3. Observations complémentaires
- Dragage du chenal et relargage des résidus
Les opérations de dragage du chenal entrainent fatalement la mise en suspension de particules fines et de métaux lourds et affecteront la topographie des fonds environnants, la faune benthique (coraux, éponges…), la chaine trophique du lagon qui sera affectée par la turbidité de l’eau. A-t-on modélisé l’étendue du panache de particules fines ? Le même problème se pose au sujet du largage des résidus de dragage. Quels impacts sur la faune des profondeurs ? Quels impacts sur la chaine trophique de la Mer de Corail dans la zone de largage ? Quels impacts par les métaux lourds ? Des travaux sérieux seront nécessaires pour mesurer les impacts réels de ces opérations.
- Emissions acides :
Rappel : SO2+H2O = H2SO4 : acide sulfurique – L’étude d’impact fait état du rejet d’environ 4 tonnes/jour soit 5110 tonnes par an de SO2 par la centrale thermique et l’usine pyro métallurgique, soit 8774 tonnes d’acide sulfurique. Quel sera le devenir du panache de SO2 dans l’atmosphère ? Quels seront les impacts des pluies acides ( H2SO4) sur la forêt de Vavouto, la mangrove et le cœur de Voh ? la forêt des contreforts du Mont Panié ?
- L’amiante
Le déplacement massif de substances minérales est susceptible dans certains endroits de libérer des particules fines d’amiante dont on connait les dangers pour la santé. Les analyses produites par l’étude d’impact semblent minimiser ce risque. Quelles mesures de précaution et de protection a-t-on prévu pour les employés du site, mais aussi éventuellement les populations riveraines en cas de transport de ces matériaux ?

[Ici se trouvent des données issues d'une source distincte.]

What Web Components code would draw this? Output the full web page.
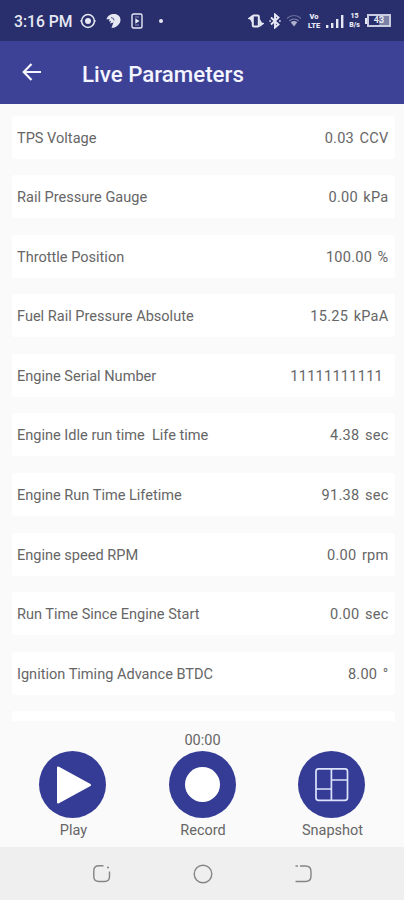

- La participation statutaire des associations environnementales dans les structures de concertation
Nous constatons avec regret que la Commission mixte minière de Koné/Voh ne comprend aucun représentant d’association de défense de l’environnement. Il nous semble qu’elles devraient être prioritairement associées à toutes les phases du projet, en amont, en cours de fonctionnement et même après la fermeture du site.